**Stated problem:**
Find out how many lines of the material contain the string "React" and give only that figure.

■ ■ ■ ■ ■ ■ ■

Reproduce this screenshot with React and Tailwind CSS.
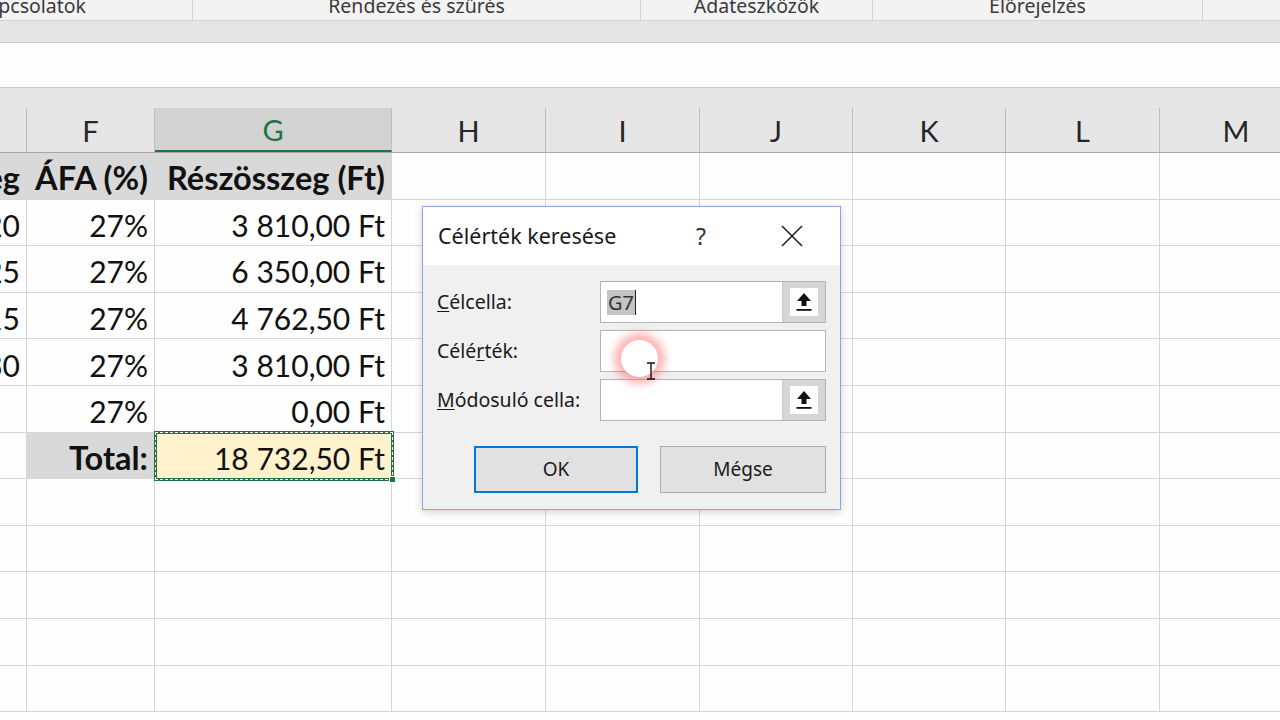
import React from 'react';

const COLS = ['w-[27px]', 'w-[128px]', 'w-[237px]', 'w-[154px]', 'w-[154px]', 'w-[153px]', 'w-[153px]', 'w-[154px]', 'w-[153px]'];
const LETTERS = ['', 'F', 'G', 'H', 'I', 'J', 'K', 'L', 'M'];

const ROWS = [
  [{ t: 'eg', b: 1, gray: 1 }, { t: 'ÁFA (%)', b: 1, gray: 1 }, { t: 'Részösszeg (Ft)', b: 1, gray: 1 }],
  [{ t: '20' }, { t: '27%' }, { t: '3 810,00 Ft' }],
  [{ t: '25' }, { t: '27%' }, { t: '6 350,00 Ft' }],
  [{ t: '15' }, { t: '27%' }, { t: '4 762,50 Ft' }],
  [{ t: '30' }, { t: '27%' }, { t: '3 810,00 Ft' }],
  [{ t: '' }, { t: '27%' }, { t: '0,00 Ft' }],
  [{ t: '' }, { t: 'Total:', b: 1, gray: 1 }, { t: '18 732,50 Ft', yellow: 1 }],
  [], [], [], [], [],
];

const cellFont = { fontFamily: 'Lato, "Open Sans", sans-serif' };
const uiFont = { fontFamily: '"Noto Sans", "Open Sans", sans-serif' };

function UpArrowButton() {
  return (
    <div className="w-[43px] h-full bg-[#d6d6d6] border-l border-[#c8c8c8] flex items-center justify-center">
      <div className="w-[28px] h-[28px] bg-white flex items-center justify-center">
        <svg width="18" height="22" viewBox="0 0 18 22">
          <path d="M9 2 L16 10 H11.5 V15 H6.5 V10 H2 Z" fill="#111" />
          <rect x="1.5" y="18" width="15" height="1.8" fill="#111" />
        </svg>
      </div>
    </div>
  );
}

function Dialog() {
  return (
    <div
      className="absolute left-[422px] top-[206px] w-[419px] h-[304px] bg-[#f0f0f0] border border-[#8aa7d8] shadow-[0_2px_8px_rgba(0,0,0,0.18)] flex flex-col"
      style={uiFont}
    >
      <div className="h-[58px] bg-white flex items-center pl-[15px] text-[21.5px] text-[#1a1a1a]">
        <span className="w-[258px]">Célérték keresése</span>
        <span className="text-[23px] text-[#333]">?</span>
        <svg className="ml-[75px]" width="22" height="22" viewBox="0 0 22 22">
          <path d="M1 1 L21 21 M21 1 L1 21" stroke="#222" strokeWidth="1.6" />
        </svg>
      </div>
      <div className="flex flex-col gap-[7px] pt-[16px] pl-[14px] text-[19.5px] text-[#1a1a1a]">
        <div className="flex items-center h-[42px]">
          <span className="w-[163px]"><span className="underline underline-offset-2">C</span>élcella:</span>
          <div className="w-[226px] h-[42px] bg-white border border-[#b4b4b4] flex">
            <div className="flex-1 flex items-center pl-[6px]">
              <span className="bg-[#c4c4c4] text-[#333] px-[1px] leading-[25px] text-[20px]">G7</span>
              <span className="w-[1px] h-[25px] bg-[#222]" />
            </div>
            <UpArrowButton />
          </div>
        </div>
        <div className="flex items-center h-[42px]">
          <span className="w-[163px]">Célé<span className="underline underline-offset-2">r</span>ték:</span>
          <div className="w-[226px] h-[42px] bg-white border border-[#b4b4b4]" />
        </div>
        <div className="flex items-center h-[42px]">
          <span className="w-[163px] whitespace-nowrap"><span className="underline underline-offset-2">M</span>ódosuló cella:</span>
          <div className="w-[226px] h-[42px] bg-white border border-[#b4b4b4] flex">
            <div className="flex-1" />
            <UpArrowButton />
          </div>
        </div>
      </div>
      <div className="flex gap-[22px] pl-[51px] pt-[25px] text-[19px] text-[#1a1a1a]">
        <button className="w-[164px] h-[47px] bg-[#e1e1e1] border-2 border-[#0078d7] flex items-center justify-center">OK</button>
        <button className="w-[166px] h-[47px] bg-[#e1e1e1] border border-[#adadad] flex items-center justify-center">Mégse</button>
      </div>
    </div>
  );
}

export default function App() {
  return (
    <div className="relative w-[1280px] h-[720px] overflow-hidden bg-[#fdfefd]">
      {/* ribbon group labels */}
      <div className="h-[21px] bg-[#f3f3f3] border-b border-[#d2d2d2] flex text-[19.5px] text-[#3a3a3a] overflow-hidden" style={uiFont}>
        <div className="w-[193px] border-r border-[#d4d4d4] flex justify-end pr-[106px] -mt-[9px] h-[30px] leading-[30px]">
          <span className="whitespace-nowrap">Kapcsolatok</span>
        </div>
        <div className="w-[448px] border-r border-[#d4d4d4] text-center -mt-[9px] h-[30px] leading-[30px]">Rendezés és szűrés</div>
        <div className="w-[232px] border-r border-[#d4d4d4] text-center -mt-[9px] h-[30px] leading-[30px]">Adateszközök</div>
        <div className="w-[330px] border-r border-[#d4d4d4] text-center -mt-[9px] h-[30px] leading-[30px]">Előrejelzés</div>
        <div className="flex-1" />
      </div>
      <div className="h-[22px] bg-[#e6e6e6] border-b border-[#c8c8c8]" />
      <div className="h-[45px] bg-[#fcfdfc] border-b border-[#c8c8c8]" />
      <div className="h-[20px] bg-[#e6e6e6]" />

      {/* column headers */}
      <div className="flex h-[45px] bg-[#e6e6e6] border-b border-[#a8a8a8] text-[29px] text-[#262626]" style={cellFont}>
        {COLS.map((w, i) => (
          <div
            key={i}
            className={`${w} shrink-0 flex items-center justify-center pt-[2px] border-r border-[#bdbdbd] ${
              LETTERS[i] === 'G' ? 'bg-[#d2d2d2] text-[#217346] border-b-2 border-b-[#217346]' : ''
            }`}
          >
            {LETTERS[i]}
          </div>
        ))}
      </div>

      {/* grid */}
      <div className="flex flex-col text-[30px] text-[#111]" style={cellFont}>
        {ROWS.map((row, r) => (
          <div key={r} className="flex h-[46.6px]">
            {COLS.map((w, c) => {
              const cell = row[c] || {};
              const bg = cell.gray ? 'bg-[#d9d9d9]' : cell.yellow ? 'bg-[#fff2cc]' : '';
              const rightBorder = cell.gray && row[c + 1] && row[c + 1].gray ? 'border-r-[#d9d9d9]' : 'border-r-[#d6d6d6]';
              return (
                <div
                  key={c}
                  className={`${w} shrink-0 flex items-center justify-end pr-[6px] pt-[6px] overflow-hidden whitespace-nowrap border-r border-b border-b-[#d6d6d6] ${rightBorder} ${bg} ${
                    cell.b ? 'font-bold text-[32.5px]' : ''
                  }`}
                >
                  <span className="shrink-0">{cell.t}</span>
                </div>
              );
            })}
          </div>
        ))}
      </div>

      {/* copy marquee on total cell */}
      <div className="absolute left-[154px] top-[431px] w-[240px] h-[50px] border-[3px] border-[#217346]">
        <div className="absolute -left-[2px] -top-[2px] -right-[2px] -bottom-[2px] border border-dashed border-white" />
      </div>
      <div className="absolute left-[389px] top-[476px] w-[7px] h-[7px] bg-[#217346] border border-white" />

      <Dialog />

      {/* click ripple + cursor */}
      <div className="absolute left-[621px] top-[340px] w-[37px] h-[37px] rounded-full bg-white shadow-[0_0_9px_7px_rgba(255,90,90,0.45)]" />
      <svg className="absolute left-[645px] top-[362px]" width="12" height="18" viewBox="0 0 12 18">
        <path d="M2 1 H10 M6 1 V17 M2 17 H10" stroke="#111" strokeWidth="1.4" fill="none" />
      </svg>
    </div>
  );
}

■ ■ ■ ■ ■ ■ ■

**Complete output:**
2